Riders, gas prices surge, so might bus and light-rail fares
Twin Cities residents are flocking to buses and trains, but the increased revenue from riders can't make up for the higher operating prices.
Thousands of Twin Cities residents have escaped soaring gas prices by crowding onto buses and trains. But the cost of riding may soon catch up with them.
The Metropolitan Council's transportation committee will be asked Monday to set up a series of public hearings into possible fare increases for the region's buses and light rail, in response to the surging costs of fuel. How much they might go up could become clear in June, according to spokeswoman Bonnie Kollodge.
The regional agency sets fares for Metro Transit and several suburban transit operations.

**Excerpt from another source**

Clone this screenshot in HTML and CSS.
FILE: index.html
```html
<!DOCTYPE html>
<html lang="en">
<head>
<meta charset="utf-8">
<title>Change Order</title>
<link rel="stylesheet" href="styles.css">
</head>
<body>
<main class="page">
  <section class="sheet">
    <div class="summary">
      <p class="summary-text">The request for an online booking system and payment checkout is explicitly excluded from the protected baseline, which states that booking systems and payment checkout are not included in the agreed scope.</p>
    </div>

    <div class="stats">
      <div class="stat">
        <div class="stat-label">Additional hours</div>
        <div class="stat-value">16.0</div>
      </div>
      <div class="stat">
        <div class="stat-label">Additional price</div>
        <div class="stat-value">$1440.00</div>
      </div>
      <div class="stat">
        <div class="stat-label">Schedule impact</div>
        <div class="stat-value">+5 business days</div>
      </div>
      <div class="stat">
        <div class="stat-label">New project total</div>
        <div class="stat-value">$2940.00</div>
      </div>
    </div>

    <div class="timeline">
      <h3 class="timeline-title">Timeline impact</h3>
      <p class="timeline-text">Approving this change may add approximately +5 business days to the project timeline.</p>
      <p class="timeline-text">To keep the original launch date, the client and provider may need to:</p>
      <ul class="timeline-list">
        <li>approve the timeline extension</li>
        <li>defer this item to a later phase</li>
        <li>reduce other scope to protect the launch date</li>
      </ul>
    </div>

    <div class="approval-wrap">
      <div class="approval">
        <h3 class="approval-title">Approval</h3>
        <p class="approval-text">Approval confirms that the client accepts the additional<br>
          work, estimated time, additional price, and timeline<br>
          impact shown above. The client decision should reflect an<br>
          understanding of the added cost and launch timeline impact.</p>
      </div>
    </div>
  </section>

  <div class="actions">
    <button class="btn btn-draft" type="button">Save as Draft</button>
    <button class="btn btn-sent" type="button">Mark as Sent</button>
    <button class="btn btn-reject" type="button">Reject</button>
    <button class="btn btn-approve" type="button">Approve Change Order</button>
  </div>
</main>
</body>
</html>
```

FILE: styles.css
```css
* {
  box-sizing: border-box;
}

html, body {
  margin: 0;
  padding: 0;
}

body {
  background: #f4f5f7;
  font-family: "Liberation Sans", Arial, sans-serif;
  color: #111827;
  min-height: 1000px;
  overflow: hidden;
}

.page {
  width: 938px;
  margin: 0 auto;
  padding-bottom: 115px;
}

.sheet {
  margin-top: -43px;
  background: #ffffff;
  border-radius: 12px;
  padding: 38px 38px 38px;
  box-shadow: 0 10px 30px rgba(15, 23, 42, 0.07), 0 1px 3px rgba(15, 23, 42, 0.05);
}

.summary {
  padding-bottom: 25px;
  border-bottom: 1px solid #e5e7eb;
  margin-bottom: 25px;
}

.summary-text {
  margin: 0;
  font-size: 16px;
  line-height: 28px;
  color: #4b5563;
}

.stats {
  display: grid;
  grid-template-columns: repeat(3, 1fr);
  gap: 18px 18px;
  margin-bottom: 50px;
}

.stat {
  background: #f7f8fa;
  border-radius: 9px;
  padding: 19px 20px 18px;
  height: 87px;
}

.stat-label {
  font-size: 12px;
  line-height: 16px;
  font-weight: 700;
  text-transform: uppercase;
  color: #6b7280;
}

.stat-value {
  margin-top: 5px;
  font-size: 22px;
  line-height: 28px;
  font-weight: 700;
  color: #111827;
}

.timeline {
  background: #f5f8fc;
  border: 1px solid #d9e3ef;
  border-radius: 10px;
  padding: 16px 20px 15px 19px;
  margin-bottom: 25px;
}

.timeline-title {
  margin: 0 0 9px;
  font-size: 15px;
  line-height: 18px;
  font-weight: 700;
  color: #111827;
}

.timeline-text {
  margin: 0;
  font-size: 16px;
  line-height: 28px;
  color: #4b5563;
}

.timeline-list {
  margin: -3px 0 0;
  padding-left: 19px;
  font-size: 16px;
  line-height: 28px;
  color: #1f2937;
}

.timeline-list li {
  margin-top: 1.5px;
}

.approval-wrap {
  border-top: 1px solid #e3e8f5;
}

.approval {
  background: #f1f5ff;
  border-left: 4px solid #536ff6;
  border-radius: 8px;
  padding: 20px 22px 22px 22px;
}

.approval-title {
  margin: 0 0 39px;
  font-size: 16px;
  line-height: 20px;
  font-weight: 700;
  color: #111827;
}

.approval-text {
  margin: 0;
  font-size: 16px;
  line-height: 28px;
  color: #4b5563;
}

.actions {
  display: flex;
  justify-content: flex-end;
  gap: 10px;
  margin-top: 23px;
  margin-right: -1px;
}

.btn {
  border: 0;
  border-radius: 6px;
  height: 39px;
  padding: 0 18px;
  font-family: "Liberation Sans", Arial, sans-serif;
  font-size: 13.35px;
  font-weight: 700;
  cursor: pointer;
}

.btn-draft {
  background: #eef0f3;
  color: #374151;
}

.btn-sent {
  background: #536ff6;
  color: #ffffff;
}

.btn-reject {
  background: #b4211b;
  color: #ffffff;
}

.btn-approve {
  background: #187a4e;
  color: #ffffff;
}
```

The rising fuel prices are partly responsible for a surge in riders. Metro Transit ridership for January through March was up 7.2 percent over the same period last year, and 16.4 percent more people rode the Hiawatha light rail line than in the first quarter of last year. The 19.2 million Metro Transit riders were the most since 1984.
Other transit systems across the country have reported similar recent spikes in ridership.

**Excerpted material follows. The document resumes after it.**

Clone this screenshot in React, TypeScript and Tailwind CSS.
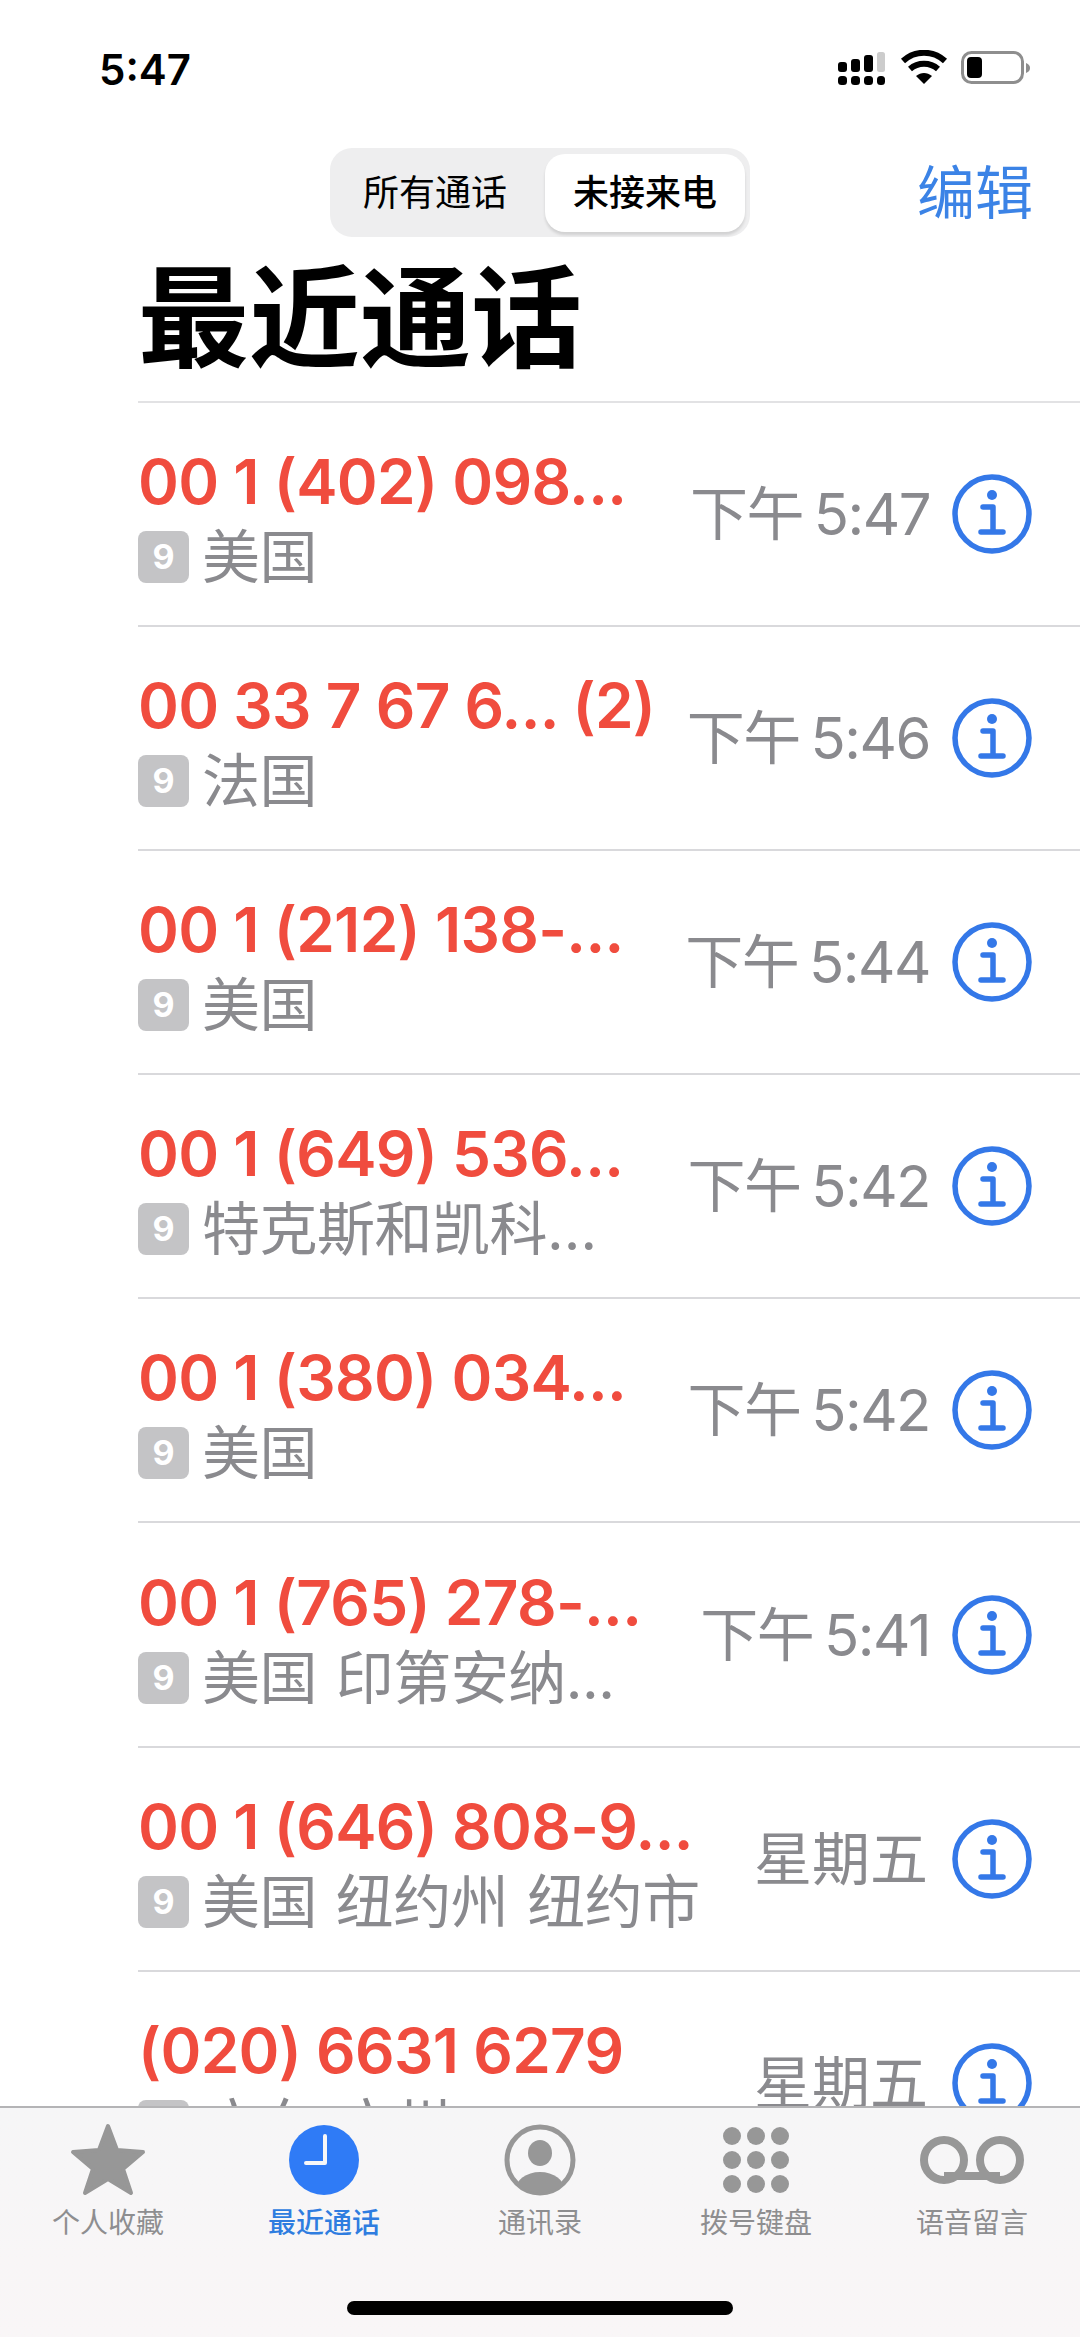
const FONT = "font-['Inter','Noto_Sans_CJK_SC',sans-serif]";

const calls = [
  { number: "00 1 (402) 098...", place: "美国", time: "下午 5:47" },
  { number: "00 33 7 67 6... (2)", place: "法国", time: "下午 5:46" },
  { number: "00 1 (212) 138-...", place: "美国", time: "下午 5:44" },
  { number: "00 1 (649) 536...", place: "特克斯和凯科…", time: "下午 5:42" },
  { number: "00 1 (380) 034...", place: "美国", time: "下午 5:42" },
  { number: "00 1 (765) 278-...", place: "美国 印第安纳...", time: "下午 5:41" },
  { number: "00 1 (646) 808-9...", place: "美国 纽约州 纽约市", time: "星期五" },
  { number: "(020) 6631 6279", place: "广东 广州", time: "星期五" },
];

function StatusIcons() {
  return (
    <svg width="194" height="36" viewBox="0 0 194 36" className="block">
      <g fill="#000">
        <rect x="1" y="12" width="9" height="10" rx="3" />
        <rect x="14" y="9" width="9" height="13" rx="3" />
        <rect x="27" y="5" width="9" height="17" rx="3" />
        <rect x="40" y="2" width="8" height="20" rx="2.5" fill="#cccccc" />
        <rect x="1" y="26" width="9" height="9" rx="3.5" />
        <rect x="14" y="26" width="9" height="9" rx="3.5" />
        <rect x="27" y="26" width="9" height="9" rx="3.5" />
        <rect x="40" y="26" width="8" height="9" rx="3.5" />
      </g>
      <g fill="none" stroke="#000" strokeWidth="6">
        <path d="M66 11 C78 0 96 0 108 11" />
        <path d="M73 19 C81 12 93 12 101 19" />
      </g>
      <path d="M79 26 C84 22 90 22 95 26 L87 34 Z" fill="#000" />
      <rect x="125.5" y="2.5" width="60" height="30" rx="9" fill="none" stroke="#8e8e8e" strokeWidth="3" />
      <rect x="130" y="7" width="15" height="21" rx="4" fill="#000" />
      <path d="M189 13 C192 14 193 16 193 18 C193 20 192 22 189 23 Z" fill="#8e8e8e" />
    </svg>
  );
}

function InfoIcon() {
  return (
    <svg width="80" height="80" viewBox="0 0 80 80" className="block shrink-0">
      <circle cx="40" cy="40" r="37" fill="none" stroke="#3478e8" strokeWidth="5.5" />
      <circle cx="40" cy="21" r="5" fill="#3478e8" />
      <path d="M31 33 H41 V58 M29 58 H51" fill="none" stroke="#3478e8" strokeWidth="5.5" strokeLinecap="round" strokeLinejoin="round" />
    </svg>
  );
}

function CallRow({ number, place, time }: { number: string; place: string; time: string }) {
  const isClock = time.includes(":");
  return (
    <div className="flex h-[224.2px] shrink-0 items-center border-b-2 border-[#d9d9dc] pr-[48px]">
      <div className="min-w-0 flex-1 pt-[10px]">
        <div className="whitespace-nowrap text-[62px] leading-[68px] font-semibold tracking-[-0.7px] text-[#f04c3e]">{number}</div>
        <div className="mt-[8px] flex items-center gap-[13px]">
          <span className="flex h-[52px] w-[51px] items-center justify-center rounded-[8px] bg-[#c4c4c6] text-[34px] leading-none font-bold text-white">9</span>
          <span className="whitespace-nowrap text-[58px] leading-[66px] tracking-[-0.5px] [word-spacing:3px] text-[#8a8a8e]">{place}</span>
        </div>
      </div>
      <span className={`whitespace-nowrap text-[58px] leading-none text-[#8a8a8e] ${isClock ? "mr-[22px] tracking-[-1.5px] [word-spacing:-4px]" : "mr-[24px]"}`}>{time}</span>
      <InfoIcon />
    </div>
  );
}

function TabIcon({ name }: { name: string }) {
  if (name === "star") {
    return (
      <svg width="78" height="74" viewBox="0 0 78 74">
        <path d="M39 3 L48 27 L74 29 L54 46 L62 70 L39 56 L16 70 L24 46 L4 29 L30 27 Z" fill="#979797" stroke="#979797" strokeWidth="4" strokeLinejoin="round" />
      </svg>
    );
  }
  if (name === "clock") {
    return (
      <svg width="70" height="70" viewBox="0 0 70 70">
        <circle cx="35" cy="35" r="35" fill="#2f7bf6" />
        <path d="M36 11 V38 H17" fill="none" stroke="#f7f7f8" strokeWidth="4" strokeLinecap="round" strokeLinejoin="round" />
      </svg>
    );
  }
  if (name === "contact") {
    return (
      <svg width="72" height="72" viewBox="0 0 72 72">
        <defs>
          <clipPath id="contact-clip">
            <circle cx="36" cy="36" r="33" />
          </clipPath>
        </defs>
        <circle cx="36" cy="36" r="33" fill="none" stroke="#979797" strokeWidth="5" />
        <ellipse cx="36" cy="29" rx="12" ry="13" fill="#979797" />
        <ellipse cx="36" cy="67" rx="25" ry="19" fill="#979797" clipPath="url(#contact-clip)" />
      </svg>
    );
  }
  if (name === "keypad") {
    return (
      <div className="grid grid-cols-3 gap-[6px]">
        {Array.from({ length: 9 }).map((_, i) => (
          <span key={i} className="h-[18px] w-[18px] rounded-full bg-[#979797]" />
        ))}
      </div>
    );
  }
  return (
    <svg width="104" height="48" viewBox="0 0 104 48">
      <g fill="none" stroke="#979797" strokeWidth="8">
        <circle cx="24" cy="24" r="20" />
        <circle cx="80" cy="24" r="20" />
      </g>
      <rect x="24" y="36" width="56" height="8" fill="#979797" />
    </svg>
  );
}

const tabs = [
  { icon: "star", label: "个人收藏" },
  { icon: "clock", label: "最近通话", active: true },
  { icon: "contact", label: "通讯录" },
  { icon: "keypad", label: "拨号键盘" },
  { icon: "voicemail", label: "语音留言" },
];

export default function App() {
  return (
    <div className={`flex h-[2337px] w-[1080px] flex-col overflow-hidden bg-white ${FONT}`}>
      <div className="flex h-[148px] shrink-0 items-start justify-between pt-[46px] pr-[49px] pl-[99px]">
        <span className="text-[42px] leading-[48px] font-semibold text-black">5:47</span>
        <div className="pt-[4px]"><StatusIcons /></div>
      </div>

      <div className="grid shrink-0 grid-cols-[1fr_auto_1fr] items-center">
        <div />
        <div className="flex h-[89px] w-[420px] items-center rounded-[22px] bg-[#eeeeef] p-[5px]">
          <span className="flex-1 pr-[10px] text-center text-[36px] leading-none text-black">所有通话</span>
          <span className="flex h-[78px] w-[200px] items-center justify-center rounded-[20px] bg-white text-[36px] leading-none font-medium text-black shadow-[0_3px_3px_rgba(0,0,0,0.12)]">未接来电</span>
        </div>
        <span className="mr-[47px] justify-self-end text-[58px] leading-none text-[#3b83e6]">编辑</span>
      </div>

      <div className="ml-[138px] flex h-[165.5px] shrink-0 items-center border-b-2 border-[#e2e2e4]">
        <h1 className="text-[111px] leading-none font-bold text-black">最近通话</h1>
      </div>

      <div className="ml-[138px] flex min-h-0 flex-1 flex-col overflow-hidden">
        {calls.map((c) => (
          <CallRow key={c.number} number={c.number} place={c.place} time={c.time} />
        ))}
      </div>

      <div className="flex h-[231px] shrink-0 flex-col border-t-2 border-[#b4b4b6] bg-gradient-to-b from-[#f6f6f7] to-[#f9f6f7]">
        <div className="grid grid-cols-5 pt-[14px]">
          {tabs.map((t) => (
            <div key={t.label} className="flex flex-col items-center">
              <div className="flex h-[76px] items-center justify-center"><TabIcon name={t.icon} /></div>
              <span className={`mt-[9px] text-[28px] leading-[32px] ${t.active ? "font-medium text-[#2f7de0]" : "text-[#8e8e90]"}`}>{t.label}</span>
            </div>
          ))}
        </div>
        <div className="mt-auto mb-[22px] h-[14px] w-[386px] self-center rounded-full bg-black" />
      </div>
    </div>
  );
}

Some cities with long-established public transit systems, like New York and Boston, have seen increases in ridership of 5 percent or more so far this year. But the biggest surges -- of 10 to 15 percent or more over last year -- are occurring in many metropolitan areas in the South and West where the driving culture is strongest and bus and rail lines are more limited.

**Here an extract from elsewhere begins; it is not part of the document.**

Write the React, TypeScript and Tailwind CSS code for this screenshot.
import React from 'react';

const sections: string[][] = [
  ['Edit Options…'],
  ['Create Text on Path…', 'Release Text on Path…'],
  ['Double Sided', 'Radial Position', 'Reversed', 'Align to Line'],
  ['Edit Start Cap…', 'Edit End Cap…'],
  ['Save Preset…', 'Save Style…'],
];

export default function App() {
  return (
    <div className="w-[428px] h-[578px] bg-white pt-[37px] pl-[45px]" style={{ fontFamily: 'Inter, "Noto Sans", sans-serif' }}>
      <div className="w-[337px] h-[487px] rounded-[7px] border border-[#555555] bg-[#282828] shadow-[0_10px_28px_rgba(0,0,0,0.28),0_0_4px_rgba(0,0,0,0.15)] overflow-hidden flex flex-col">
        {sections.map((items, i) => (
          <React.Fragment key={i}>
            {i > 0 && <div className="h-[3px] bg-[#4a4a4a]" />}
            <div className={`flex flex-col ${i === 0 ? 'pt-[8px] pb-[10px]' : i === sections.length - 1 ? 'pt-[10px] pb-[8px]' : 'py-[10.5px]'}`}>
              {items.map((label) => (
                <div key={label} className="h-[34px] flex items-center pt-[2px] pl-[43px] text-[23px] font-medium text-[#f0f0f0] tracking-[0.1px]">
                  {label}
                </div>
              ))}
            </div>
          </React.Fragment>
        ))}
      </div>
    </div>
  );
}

Metro Transit riders currently pay from $1.50 to $2.75, depending on the time and route, although seniors and children pay less. Fares were last raised in 2005.
Julie Johanson, assistant general manager for Metro Transit, said a fare increase is something "we would like not to do," but is probably necessary in order to avoid service cuts. Johanson said Metro Transit is paying $3.27 a gallon -- 63 cents more per gallon than last year. That means the transit company will spend $4.5 million more on fuel this year than in 2007.
"I think the Met Council will try to avoid service cuts," Johanson said. "The last thing we want to do is take away service at a time when people are getting on the bus."
Len Simich, CEO of Southwest Transit, said the company may have to shutter some local routes and scale back night and weekend service to make ends meet.
Plymouth Metrolink also saw a ridership increase of 7 percent last year over 2006 figures, its steepest increase ever.
The high fuel prices are hitting many travelers hard. Delta, United and American airlines raised fuel surcharges on fares by $20 round trip Thursday, bringing the total surcharge on many flights to $130 per round trip. In many cases, that's more than the basic ticket price.
Amtrak, meanwhile, has raised some fares this year 3 percent or less. It is less burdened by fuel cost increases because fuel represents only 10 percent of its costs, said Marc Magliari, media relations manager for the intercity rail system's Chicago office. Labor is its greatest expense.
The train system has seen five straight years of record ridership, and a 10.6 percent ridership increase from October through April. Ridership on the Chicago-to-Seattle Empire Builder, which runs through the Twin Cities, was up 8.2 percent during that period.
Magliari said Amtrak's primary competition is the automobile, not the airlines.
The New York Times contributed to this report.